Thank you for your answer. I still couldn't figure out how I would get a list of "dto" objects using this approach. If it makes clearer, my application "query" gives me a list json strings which I need to convert into a Object array and then wrap in a json object
You can use the same way as you usually use Jackson. According to your example, it could be next case class: case class Main(field1: List[YourClassesInsideList1], field2: List[YourClassesInsideList2], filed3: YourClass3) ... val dto = Main(JsonUtil.fromJson(jsonFiled1), JsonUtil.fromJson(jsonFiled2), JsonUtil.fromJson(jsonFiled3))
2

Here's one way to do this in circe:

import io.circe.syntax._

val json = Map(
  "Field1" -> List.fill(4)(()).asJson,
  "Field2" -> List.fill(3)(()).asJson,
  "Field3" -> ().asJson
).asJson

And then:

scala> json.noSpaces
res0: String = {"Field1":[{},{},{},{}],"Field2":[{},{},{}],"Field3":{}}

There are a couple of things to note here. The first is that Scala encourages the use of immutable collections, so instead of "putting values into" a list, you use utilities like List.fill(n)(value), which creates a list of value repeated n times. This means List.fill(3)(()) is exactly the same as List((), (), ()), which we could also have used above.

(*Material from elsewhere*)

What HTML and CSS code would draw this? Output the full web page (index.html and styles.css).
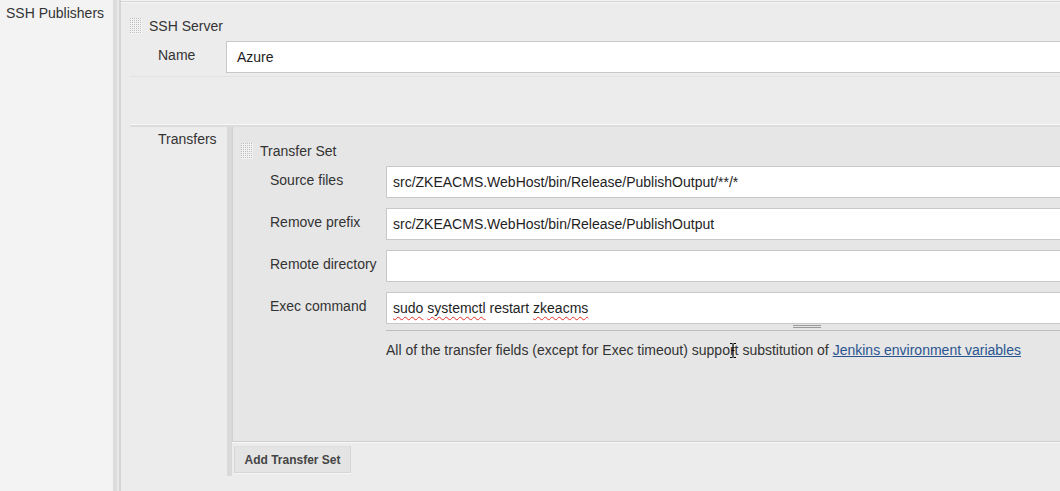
FILE: index.html
```html
<!DOCTYPE html>
<html>
<head>
<meta charset="utf-8">
<link rel="stylesheet" href="styles.css">
</head>
<body>
<div class="page">
  <div class="side">SSH Publishers</div>
  <div class="rail"></div>
  <div class="server">
    <div class="head"><span class="handle"></span><span>SSH Server</span></div>
    <div class="row name-row">
      <div class="label">Name</div>
      <div class="input">Azure</div>
    </div>
    <div class="gap"></div>
    <div class="row transfers-row">
      <div class="label">Transfers</div>
      <div class="transfers">
        <div class="set">
          <div class="head set-head"><span class="handle"></span><span>Transfer Set</span></div>
          <div class="fields">
            <div class="label">Source files</div>
            <div class="input">src/ZKEACMS.WebHost/bin/Release/PublishOutput/**/*</div>
            <div class="label">Remove prefix</div>
            <div class="input">src/ZKEACMS.WebHost/bin/Release/PublishOutput</div>
            <div class="label">Remote directory</div>
            <div class="input"></div>
            <div class="label">Exec command</div>
            <div class="textarea-wrap">
              <div class="input textarea"><span class="typo">sudo</span> <span class="typo">systemctl</span> restart <span class="typo">zkeacms</span></div>
              <div class="grip"><span class="grip-bars"></span></div>
            </div>
            <div></div>
            <div class="desc">All of the transfer fields (except for Exec timeout) support substitution of <a href="#" class="link">Jenkins environment variables</a><svg class="ibeam" width="8" height="17" viewBox="0 0 8 17"><path d="M1 1.5h2.5M4.5 1.5H7M4 2v13M1 15.5h2.5M4.5 15.5H7M2.5 8.5h3" stroke="#000" stroke-width="1.2" fill="none"/></svg></div>
          </div>
        </div>
        <button class="add-btn">Add Transfer Set</button>
      </div>
    </div>
  </div>
</div>
</body>
</html>
```
FILE: styles.css
```css
html, body {
  margin: 0;
  padding: 0;
}
body {
  background: #f3f3f3;
  font-family: "Liberation Sans", Arial, sans-serif;
  color: #333;
  overflow: hidden;
  width: 1060px;
  height: 491px;
}
.page {
  display: flex;
  height: 491px;
}
.side {
  width: 113px;
  flex: none;
  box-sizing: border-box;
  padding: 5px 0 0 6px;
  font-size: 14px;
  line-height: 16px;
  color: #333;
}
.rail {
  width: 8px;
  flex: none;
  background: linear-gradient(90deg, #dcdcdc 0 4px, #e9e9e9 4px 6px, #d5d5d5 6px 8px);
}
.server {
  flex: 1;
  margin-top: 1px;
  background: #ececec;
  border-top: 1px solid #d3d3d3;
  box-shadow: inset 0 1px 0 #f6f6f6;
  padding: 15px 0 0 9px;
  min-width: 0;
}
.head {
  display: flex;
  align-items: center;
  font-size: 14px;
  line-height: 18px;
  color: #333;
}
.handle {
  display: inline-block;
  width: 12px;
  height: 16px;
  margin-right: 7px;
  background-color: #b9b9b9;
  background-image:
    linear-gradient(90deg, transparent 1px, #f4f4f4 1px),
    linear-gradient(transparent 1px, #f4f4f4 1px);
  background-size: 2px 2px;
  opacity: 0.9;
}
.row {
  display: grid;
  grid-template-columns: 68px 1fr;
  padding-left: 28px;
}
.name-row {
  margin-top: 6px;
}
.label {
  font-size: 14px;
  line-height: 18px;
  padding-top: 5px;
  color: #333;
  white-space: nowrap;
}
.input {
  height: 32px;
  box-sizing: border-box;
  background: #fff;
  border: 1px solid #c8c8c8;
  border-right: none;
  padding: 0 10px 0 10px;
  font-size: 14px;
  line-height: 30px;
  color: #1e1e1e;
  white-space: nowrap;
  overflow: hidden;
}
.gap {
  height: 47px;
  margin-top: 3px;
  border-top: 1px solid #e2e2e2;
  border-bottom: 1px solid #f7f7f7;
}
.transfers-row {
  grid-template-columns: 69px 1fr;
  border-top: 2px solid #dcdcdc;
}
.transfers-row > .label {
  padding-top: 3px;
}
.transfers {
  border-left: 5px solid #d9d9d9;
  padding-bottom: 3px;
  min-width: 0;
}
.set {
  background: #e6e6e6;
  border-left: 1px solid #d2d2d2;
  border-bottom: 1px solid #cfcfcf;
  box-shadow: 0 1px 0 #f8f8f8;
  padding: 15px 0 82px 8px;
  height: 315px;
  box-sizing: border-box;
}
.fields {
  display: grid;
  grid-template-columns: 116px 1fr;
  row-gap: 10px;
  padding-left: 29px;
  margin-top: 6px;
}
.fields .label {
  padding-top: 5px;
}
.fields .input {
  padding-left: 6px;
}
.textarea-wrap {
  display: flex;
  flex-direction: column;
}
.grip {
  height: 6px;
  border-bottom: 1px solid #bdbdbd;
}
.grip-bars {
  display: block;
  margin-left: 407px;
  margin-top: 1px;
  width: 28px;
  height: 3px;
  border-top: 1px solid #9a9a9a;
  border-bottom: 1px solid #9a9a9a;
  box-sizing: border-box;
}
.typo {
  text-decoration: underline wavy #e0302a;
  text-decoration-thickness: 1px;
  text-underline-offset: 3px;
  text-decoration-skip-ink: none;
}
.desc {
  font-size: 14px;
  line-height: 18px;
  color: #333;
  white-space: nowrap;
  position: relative;
}
.link {
  color: #2a5590;
  text-decoration: underline;
}
.ibeam {
  position: absolute;
  left: 343px;
  top: 1px;
}
.add-btn {
  display: block;
  margin: 4px 0 0 2px;
  width: 117px;
  height: 27px;
  background: #e4e4e4;
  border: 1px solid #d6d6d6;
  border-top-color: #dedede;
  box-shadow: 0 1px 0 #f7f7f7;
  font-family: "Liberation Sans", Arial, sans-serif;
  font-weight: bold;
  font-size: 12px;
  color: #444;
  padding: 0;
}
```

The second point is more circe-specific. () is a special value in Scala—it's the only value of type Unit, which just represents an empty thing that carries no information. In circe the JSON encoding of () is {}, so we can create an empty JSON object by calling ().asJson.

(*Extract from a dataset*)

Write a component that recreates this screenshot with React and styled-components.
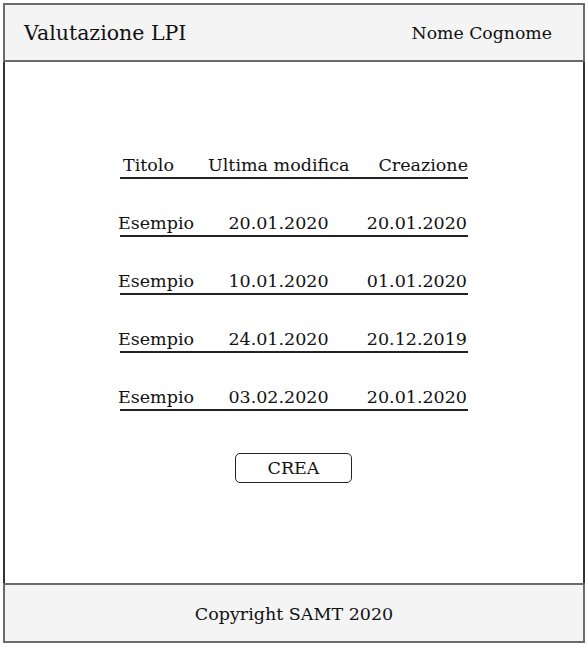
import React from 'react';
import styled, { createGlobalStyle } from 'styled-components';

const GlobalStyle = createGlobalStyle`
  body {
    margin: 0;
    background: #ffffff;
    font-family: "DejaVu Serif", "Liberation Serif", serif;
    color: #111111;
  }
`;

const Frame = styled.div`
  margin: 3px;
  width: 582px;
  display: flex;
  flex-direction: column;
`;

const Header = styled.header`
  box-sizing: border-box;
  height: 59px;
  border: 2px solid #6b6b6b;
  background: #f4f4f4;
  display: flex;
  align-items: center;
  justify-content: space-between;
  padding: 1px 31px 0 19px;
`;

const Title = styled.h1`
  margin: 0;
  font-size: 20.5px;
  font-weight: normal;
`;

const User = styled.span`
  font-size: 17.3px;
`;

const Main = styled.main`
  box-sizing: border-box;
  height: 521px;
  border-left: 2px solid #333333;
  border-right: 2px solid #333333;
  background: #ffffff;
  display: flex;
  flex-direction: column;
  align-items: center;
  padding-top: 59px;
`;

const Table = styled.div`
  width: 348px;
  display: flex;
  flex-direction: column;
`;

const Row = styled.div`
  box-sizing: border-box;
  height: 58px;
  display: grid;
  grid-template-columns: 90px 138px 120px;
  align-items: end;
  padding-bottom: 2px;
  border-bottom: 2px solid #222222;
  font-size: 17.5px;
  line-height: 20px;
`;

const Cell = styled.div`
  text-align: ${(p) => p.$align || 'left'};
  white-space: nowrap;
  margin-left: ${(p) => p.$shift || 0}px;
  margin-right: ${(p) => p.$pull || 0}px;
`;

const CreateButton = styled.button`
  margin: 42px 0 0 -1px;
  width: 117px;
  height: 30px;
  box-sizing: border-box;
  border: 1.5px solid #222222;
  border-radius: 5px;
  background: #ffffff;
  font-family: inherit;
  font-size: 17.5px;
  color: #111111;
  padding: 0;
  cursor: pointer;
`;

const Footer = styled.footer`
  box-sizing: border-box;
  height: 60px;
  border: 2px solid #6b6b6b;
  background: #f4f4f4;
  display: flex;
  align-items: center;
  justify-content: center;
  font-size: 17.5px;
  padding-top: 1px;
`;

const rows = [
  ['Esempio', '20.01.2020', '20.01.2020'],
  ['Esempio', '10.01.2020', '01.01.2020'],
  ['Esempio', '24.01.2020', '20.12.2019'],
  ['Esempio', '03.02.2020', '20.01.2020'],
];

export default function App() {
  return (
    <>
      <GlobalStyle />
      <Frame>
        <Header>
          <Title>Valutazione LPI</Title>
          <User>Nome Cognome</User>
        </Header>
        <Main>
          <Table>
            <Row>
              <Cell $shift={3}>Titolo</Cell>
              <Cell $align="center" $shift={-2}>Ultima modifica</Cell>
              <Cell $align="right">Creazione</Cell>
            </Row>
            {rows.map((r, i) => (
              <Row key={i}>
                <Cell $shift={-2}>{r[0]}</Cell>
                <Cell $align="center" $shift={-1}>{r[1]}</Cell>
                <Cell $align="right" $pull={1}>{r[2]}</Cell>
              </Row>
            ))}
          </Table>
          <CreateButton>CREA</CreateButton>
        </Main>
        <Footer>Copyright SAMT 2020</Footer>
      </Frame>
    </>
  );
}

circe also knows how to create a JSON array out of a Scala list (or other sequence) of any type that it knows how to encode, so List.fill(3)(()).asJson is a JSON value that's a JSON array of three empty JSON objects.

Lastly, circe also knows how to create a JSON object out of a Scala Map where the keys are strings and the value type is something it knows how to encode. This means we can create a map of type Map[String, io.circe.Json] and call asJson on it to get a JSON value that's a JSON object containing the fields represented by the map.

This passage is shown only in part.